## Stated task
Go through the entries below and pick out every line with "this".

## Available records
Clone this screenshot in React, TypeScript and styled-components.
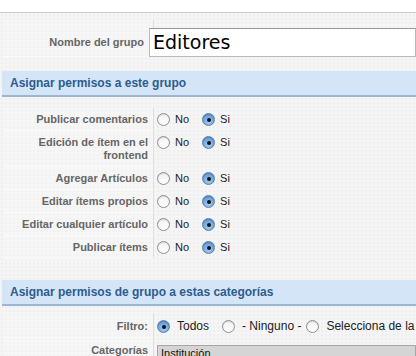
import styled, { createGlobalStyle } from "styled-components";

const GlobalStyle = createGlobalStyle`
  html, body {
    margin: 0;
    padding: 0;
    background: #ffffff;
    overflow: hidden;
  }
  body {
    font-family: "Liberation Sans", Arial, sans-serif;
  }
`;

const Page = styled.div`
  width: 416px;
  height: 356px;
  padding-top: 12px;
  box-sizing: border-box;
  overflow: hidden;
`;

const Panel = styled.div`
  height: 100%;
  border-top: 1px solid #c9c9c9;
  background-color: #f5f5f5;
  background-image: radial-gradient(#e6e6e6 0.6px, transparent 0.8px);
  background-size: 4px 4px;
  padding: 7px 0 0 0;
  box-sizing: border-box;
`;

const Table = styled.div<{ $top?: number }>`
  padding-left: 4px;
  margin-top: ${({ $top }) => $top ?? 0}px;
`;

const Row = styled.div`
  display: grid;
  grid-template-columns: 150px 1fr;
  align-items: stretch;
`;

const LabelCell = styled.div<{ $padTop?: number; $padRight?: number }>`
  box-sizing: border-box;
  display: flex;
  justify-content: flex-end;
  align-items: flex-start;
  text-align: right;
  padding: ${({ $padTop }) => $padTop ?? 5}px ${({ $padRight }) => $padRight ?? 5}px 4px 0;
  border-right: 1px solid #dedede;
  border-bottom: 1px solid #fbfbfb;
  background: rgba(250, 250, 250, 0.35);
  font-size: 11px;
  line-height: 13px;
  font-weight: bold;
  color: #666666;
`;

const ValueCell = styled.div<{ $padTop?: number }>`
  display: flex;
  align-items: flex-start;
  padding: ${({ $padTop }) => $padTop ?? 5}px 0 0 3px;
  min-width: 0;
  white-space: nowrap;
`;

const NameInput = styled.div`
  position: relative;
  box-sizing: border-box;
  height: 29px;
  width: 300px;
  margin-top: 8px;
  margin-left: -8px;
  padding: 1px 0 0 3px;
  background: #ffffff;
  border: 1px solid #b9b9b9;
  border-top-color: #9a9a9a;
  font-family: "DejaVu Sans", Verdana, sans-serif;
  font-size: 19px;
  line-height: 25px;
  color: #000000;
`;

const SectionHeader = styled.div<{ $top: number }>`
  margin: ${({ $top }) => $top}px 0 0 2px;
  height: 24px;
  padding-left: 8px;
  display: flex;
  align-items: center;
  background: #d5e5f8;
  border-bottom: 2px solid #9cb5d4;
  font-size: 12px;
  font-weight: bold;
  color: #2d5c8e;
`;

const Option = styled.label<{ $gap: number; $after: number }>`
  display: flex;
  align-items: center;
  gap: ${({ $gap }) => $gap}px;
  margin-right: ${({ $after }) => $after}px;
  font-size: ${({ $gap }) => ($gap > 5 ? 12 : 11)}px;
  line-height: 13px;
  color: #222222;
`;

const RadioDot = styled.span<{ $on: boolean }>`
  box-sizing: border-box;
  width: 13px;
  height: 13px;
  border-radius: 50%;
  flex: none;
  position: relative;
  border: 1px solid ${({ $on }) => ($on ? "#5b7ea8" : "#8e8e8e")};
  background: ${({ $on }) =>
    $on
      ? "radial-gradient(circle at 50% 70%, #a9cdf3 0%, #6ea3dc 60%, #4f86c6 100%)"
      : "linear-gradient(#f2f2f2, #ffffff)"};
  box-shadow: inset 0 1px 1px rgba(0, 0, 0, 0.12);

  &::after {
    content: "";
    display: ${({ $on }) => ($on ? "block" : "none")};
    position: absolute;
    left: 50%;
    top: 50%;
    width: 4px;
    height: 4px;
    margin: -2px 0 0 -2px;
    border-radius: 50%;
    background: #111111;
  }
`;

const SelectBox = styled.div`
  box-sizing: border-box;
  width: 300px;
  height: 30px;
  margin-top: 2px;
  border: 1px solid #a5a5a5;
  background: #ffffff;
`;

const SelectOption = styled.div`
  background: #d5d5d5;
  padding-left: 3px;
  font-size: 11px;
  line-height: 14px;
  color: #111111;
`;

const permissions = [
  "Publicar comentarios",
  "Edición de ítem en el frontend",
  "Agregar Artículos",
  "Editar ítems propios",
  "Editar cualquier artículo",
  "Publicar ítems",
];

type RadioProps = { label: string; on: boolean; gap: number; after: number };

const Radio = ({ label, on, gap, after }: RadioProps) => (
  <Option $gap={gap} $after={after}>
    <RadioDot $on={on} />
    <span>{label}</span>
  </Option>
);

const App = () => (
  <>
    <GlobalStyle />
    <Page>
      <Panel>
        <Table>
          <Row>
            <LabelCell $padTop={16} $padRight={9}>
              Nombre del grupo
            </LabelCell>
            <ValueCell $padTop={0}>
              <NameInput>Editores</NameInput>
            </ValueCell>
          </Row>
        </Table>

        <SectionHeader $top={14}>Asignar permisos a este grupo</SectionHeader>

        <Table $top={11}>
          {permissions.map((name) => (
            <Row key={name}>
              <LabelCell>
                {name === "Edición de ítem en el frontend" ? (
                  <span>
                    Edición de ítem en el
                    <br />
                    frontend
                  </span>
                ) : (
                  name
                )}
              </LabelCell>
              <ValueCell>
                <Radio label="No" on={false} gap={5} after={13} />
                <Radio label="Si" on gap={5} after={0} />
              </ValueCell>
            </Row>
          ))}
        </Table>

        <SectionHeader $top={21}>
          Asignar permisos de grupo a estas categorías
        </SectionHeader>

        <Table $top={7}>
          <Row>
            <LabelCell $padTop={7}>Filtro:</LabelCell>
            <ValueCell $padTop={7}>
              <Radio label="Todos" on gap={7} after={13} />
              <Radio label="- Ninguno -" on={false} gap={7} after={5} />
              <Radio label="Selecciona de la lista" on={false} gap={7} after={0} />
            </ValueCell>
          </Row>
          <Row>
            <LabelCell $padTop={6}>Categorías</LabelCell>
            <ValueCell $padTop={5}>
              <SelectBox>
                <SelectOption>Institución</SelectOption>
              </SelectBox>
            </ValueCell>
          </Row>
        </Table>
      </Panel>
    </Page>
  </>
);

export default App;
* * *
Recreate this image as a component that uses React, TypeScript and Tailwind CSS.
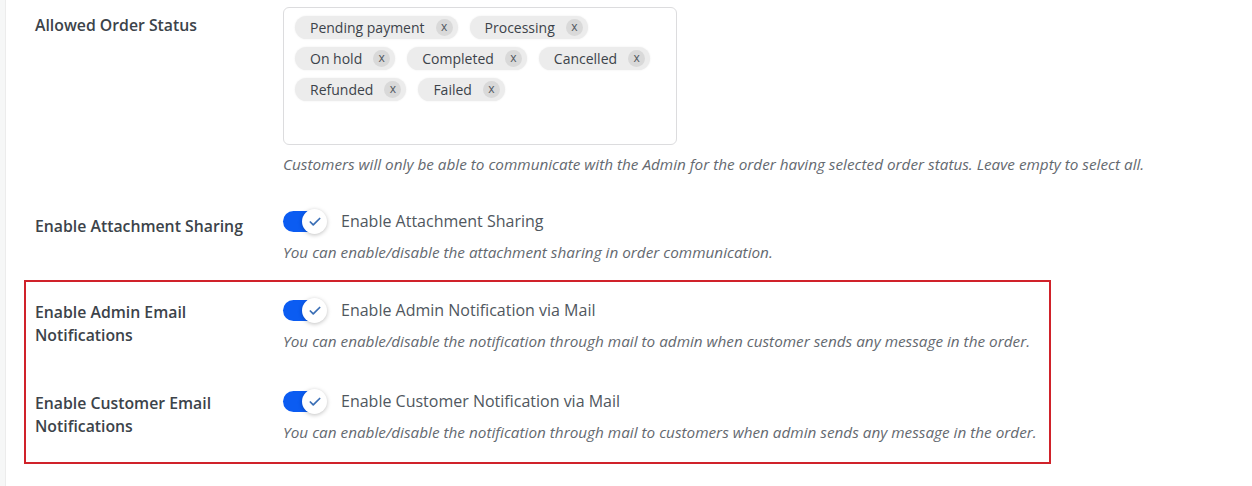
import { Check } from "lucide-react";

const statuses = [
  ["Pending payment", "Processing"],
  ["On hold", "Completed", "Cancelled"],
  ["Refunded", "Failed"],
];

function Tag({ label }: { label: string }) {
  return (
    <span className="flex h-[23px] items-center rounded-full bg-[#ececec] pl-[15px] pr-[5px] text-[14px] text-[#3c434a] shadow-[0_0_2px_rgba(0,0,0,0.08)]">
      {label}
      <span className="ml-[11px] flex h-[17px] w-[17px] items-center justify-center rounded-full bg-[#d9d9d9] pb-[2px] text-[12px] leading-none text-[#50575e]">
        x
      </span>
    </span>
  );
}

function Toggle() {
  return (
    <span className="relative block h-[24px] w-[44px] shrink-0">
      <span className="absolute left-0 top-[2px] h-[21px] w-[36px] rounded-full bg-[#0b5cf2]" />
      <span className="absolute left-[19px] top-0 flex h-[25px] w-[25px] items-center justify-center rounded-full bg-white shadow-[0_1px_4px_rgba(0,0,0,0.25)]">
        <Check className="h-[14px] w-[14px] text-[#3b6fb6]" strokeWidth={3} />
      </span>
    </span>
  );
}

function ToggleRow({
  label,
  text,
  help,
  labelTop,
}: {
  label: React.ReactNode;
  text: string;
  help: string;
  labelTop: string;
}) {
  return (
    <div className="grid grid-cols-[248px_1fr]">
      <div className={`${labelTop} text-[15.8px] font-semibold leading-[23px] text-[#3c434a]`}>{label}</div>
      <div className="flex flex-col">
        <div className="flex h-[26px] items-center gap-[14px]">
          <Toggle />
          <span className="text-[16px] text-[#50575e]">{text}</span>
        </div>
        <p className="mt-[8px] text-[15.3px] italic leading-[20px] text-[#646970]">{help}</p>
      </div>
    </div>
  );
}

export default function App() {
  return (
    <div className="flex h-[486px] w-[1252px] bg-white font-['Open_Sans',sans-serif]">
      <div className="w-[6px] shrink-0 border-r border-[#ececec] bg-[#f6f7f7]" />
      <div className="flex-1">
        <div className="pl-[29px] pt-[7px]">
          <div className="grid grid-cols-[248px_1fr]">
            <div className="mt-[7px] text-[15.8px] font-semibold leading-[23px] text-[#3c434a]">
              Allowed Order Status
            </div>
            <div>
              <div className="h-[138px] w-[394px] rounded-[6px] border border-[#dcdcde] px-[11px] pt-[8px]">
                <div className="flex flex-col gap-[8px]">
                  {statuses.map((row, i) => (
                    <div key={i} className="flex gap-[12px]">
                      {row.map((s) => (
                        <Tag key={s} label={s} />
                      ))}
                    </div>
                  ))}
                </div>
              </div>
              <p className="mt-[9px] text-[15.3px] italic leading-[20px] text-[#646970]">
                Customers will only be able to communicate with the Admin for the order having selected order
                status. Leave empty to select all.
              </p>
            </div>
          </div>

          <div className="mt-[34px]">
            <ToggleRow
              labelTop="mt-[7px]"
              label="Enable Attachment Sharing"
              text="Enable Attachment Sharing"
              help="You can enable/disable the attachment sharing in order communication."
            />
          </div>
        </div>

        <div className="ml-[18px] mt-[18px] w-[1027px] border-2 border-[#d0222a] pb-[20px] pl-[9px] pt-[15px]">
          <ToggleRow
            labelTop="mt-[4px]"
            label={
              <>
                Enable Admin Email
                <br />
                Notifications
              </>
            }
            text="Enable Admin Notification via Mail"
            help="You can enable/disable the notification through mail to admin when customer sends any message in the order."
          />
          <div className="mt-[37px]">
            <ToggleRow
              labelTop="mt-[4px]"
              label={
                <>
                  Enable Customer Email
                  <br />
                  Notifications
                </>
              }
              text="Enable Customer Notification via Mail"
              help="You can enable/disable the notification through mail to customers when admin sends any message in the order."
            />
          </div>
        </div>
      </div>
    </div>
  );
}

## Complete output
Clone this screenshot in React, TypeScript and styled-components.
Recreate this image as a component that uses React, TypeScript and Tailwind CSS.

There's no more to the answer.